The good news is that this risk can be mitigated, even whilst checking many of the boxes that will satisfy project management. A couple of years ago I found myself in an unusual position; working for a vendor yet managing all testing, including acceptance by the customer. This presented a potential conflict of interest that I was determined to avoid. The contract was fixed price and payment was tied to a specific delivery date so the project manager wanted to adopt practices similar to those described above. Fortunately, he also accepted that doing so risked imposing constraints on the quality of acceptance and was willing to entertain alternatives. We agreed on the following:

  • Domain and application experts would provide training to the acceptance team prior to testing, and would be on hand to provide coaching throughout.

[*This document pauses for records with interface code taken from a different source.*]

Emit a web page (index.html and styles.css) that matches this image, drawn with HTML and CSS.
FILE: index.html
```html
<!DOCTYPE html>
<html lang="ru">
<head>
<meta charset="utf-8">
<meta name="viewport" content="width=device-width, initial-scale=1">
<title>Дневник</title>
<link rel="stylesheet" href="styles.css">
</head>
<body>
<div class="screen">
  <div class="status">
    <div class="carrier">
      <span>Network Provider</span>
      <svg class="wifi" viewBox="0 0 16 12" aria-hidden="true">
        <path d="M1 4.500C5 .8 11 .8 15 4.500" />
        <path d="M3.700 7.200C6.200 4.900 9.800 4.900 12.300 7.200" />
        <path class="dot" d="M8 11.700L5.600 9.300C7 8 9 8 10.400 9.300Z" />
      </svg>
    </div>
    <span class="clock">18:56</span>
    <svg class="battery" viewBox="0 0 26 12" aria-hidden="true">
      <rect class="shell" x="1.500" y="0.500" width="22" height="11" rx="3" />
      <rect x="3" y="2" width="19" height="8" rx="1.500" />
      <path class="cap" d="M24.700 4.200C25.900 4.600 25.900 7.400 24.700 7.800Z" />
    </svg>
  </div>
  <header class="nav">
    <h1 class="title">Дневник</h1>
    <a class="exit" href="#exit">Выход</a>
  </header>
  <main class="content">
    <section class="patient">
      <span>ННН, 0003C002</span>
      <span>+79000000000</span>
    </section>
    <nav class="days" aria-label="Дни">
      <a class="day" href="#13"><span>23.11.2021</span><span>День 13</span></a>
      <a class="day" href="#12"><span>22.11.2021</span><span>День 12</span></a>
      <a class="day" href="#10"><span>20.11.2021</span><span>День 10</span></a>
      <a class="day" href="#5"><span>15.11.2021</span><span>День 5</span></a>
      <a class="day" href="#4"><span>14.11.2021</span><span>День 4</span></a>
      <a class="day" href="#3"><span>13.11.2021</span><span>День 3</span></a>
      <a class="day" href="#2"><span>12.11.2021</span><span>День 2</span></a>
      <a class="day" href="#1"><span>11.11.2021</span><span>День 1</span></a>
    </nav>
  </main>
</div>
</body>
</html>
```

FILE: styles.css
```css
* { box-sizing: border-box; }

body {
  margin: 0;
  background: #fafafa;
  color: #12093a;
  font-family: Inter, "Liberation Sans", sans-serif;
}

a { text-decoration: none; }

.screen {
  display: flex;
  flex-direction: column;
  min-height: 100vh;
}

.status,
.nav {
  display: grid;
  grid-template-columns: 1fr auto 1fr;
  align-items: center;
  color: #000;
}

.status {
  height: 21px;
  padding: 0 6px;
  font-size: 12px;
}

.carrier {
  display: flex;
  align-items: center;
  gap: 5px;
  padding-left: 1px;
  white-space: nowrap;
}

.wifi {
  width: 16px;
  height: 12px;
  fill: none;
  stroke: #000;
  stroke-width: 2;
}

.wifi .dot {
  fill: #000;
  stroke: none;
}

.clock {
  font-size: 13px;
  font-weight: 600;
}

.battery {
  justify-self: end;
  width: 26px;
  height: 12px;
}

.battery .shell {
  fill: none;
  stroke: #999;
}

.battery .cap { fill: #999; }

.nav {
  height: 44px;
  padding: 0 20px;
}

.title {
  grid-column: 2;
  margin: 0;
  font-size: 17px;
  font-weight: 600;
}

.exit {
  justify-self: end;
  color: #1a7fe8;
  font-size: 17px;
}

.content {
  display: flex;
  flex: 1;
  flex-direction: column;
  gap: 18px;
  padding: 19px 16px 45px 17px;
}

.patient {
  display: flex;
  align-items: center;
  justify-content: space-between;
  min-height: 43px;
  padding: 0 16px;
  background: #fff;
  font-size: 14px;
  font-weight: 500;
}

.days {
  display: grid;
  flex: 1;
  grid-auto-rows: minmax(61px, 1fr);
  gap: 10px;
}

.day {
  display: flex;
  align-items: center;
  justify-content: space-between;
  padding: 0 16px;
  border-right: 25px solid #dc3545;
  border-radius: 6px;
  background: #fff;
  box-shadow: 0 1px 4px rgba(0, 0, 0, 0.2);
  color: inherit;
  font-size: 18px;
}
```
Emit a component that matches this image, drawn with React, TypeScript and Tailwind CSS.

  • User Acceptance Demonstrations would serve to provide basic verification of requirements.
  • This would be supplemented by exploratory testing, which would allow the acceptance testers to kick the tires and bring their own perspectives to bear in a more meaningful way that the scripts alone would allow.
  • A transparent and visibly fair triage process would be implemented, which would allow the customer to put forth their own prioritization of bugs whilst allowing the project management to intervene should bugs be reported that were beyond the scope of the project.

Project management had the control they needed over scope. The customer was able to get a good feel for the software and the value it would provide. We were able to identify a number of important bugs that would otherwise have escaped us and become warrantee issues. With a little bit of thought, we managed to put the testing back into acceptance testing. Which are you, tester or grifter?